You clearly do, since from my memory (granted, from Poland, not USSR) i never met any worker or worker children who was not going to vacations yearly before 1989. So either Poland was vastly better than USSR or your article is shit, or the definition of “dacha” and “vacations” vastly vary.
Coop dachas for the whole family
=/=
Kolonie za PRL only for children
FWP peaked at 4m adults yearly (including partial refinancing) in the early 80s.
It is true to almost every kid during PRL was able to participate in some form of vacation. Please note that most were at the level lower than coop dachas, mostly tents, schools etc, and it was only partially refinanced.

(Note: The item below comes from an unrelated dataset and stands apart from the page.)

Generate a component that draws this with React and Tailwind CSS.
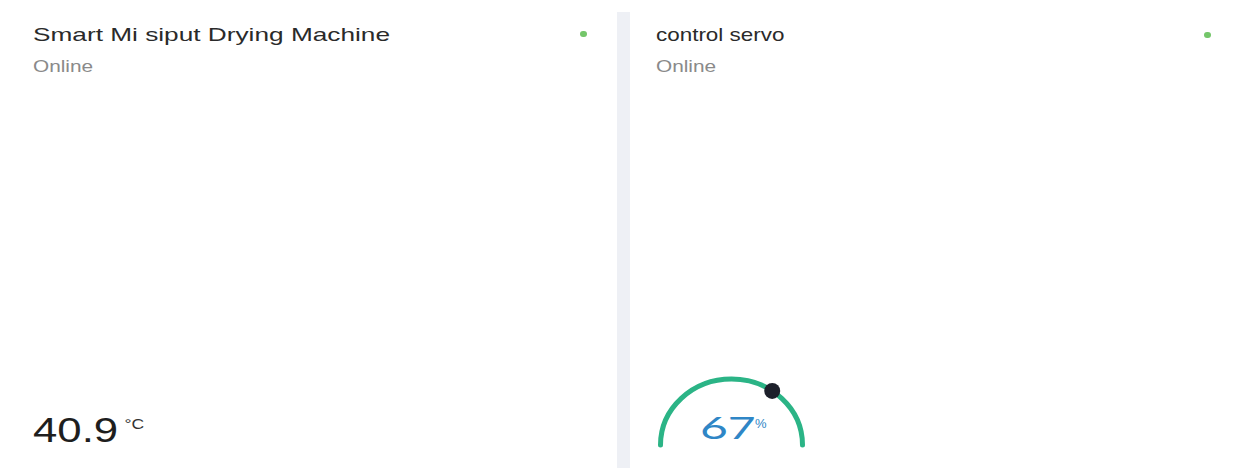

I’m not talking about kolonie but wczasy, families went there, but if you were born after 1989 then you would naturally do not know about it as it was one of the first things slashed by our benevolent comprador overlords.
FWP is Fundusz Wczasów Pracowniczych. Wczasy pod gruszą były z FWP. You can very easily fact check me that at the peak of it about 4m Poles yearly were able to use FWP, and that includes partial refunds.
Lmao. I didnt see it so it didnt happen. The essence of every ml defender here
You: MLs deny things unless they see them!!!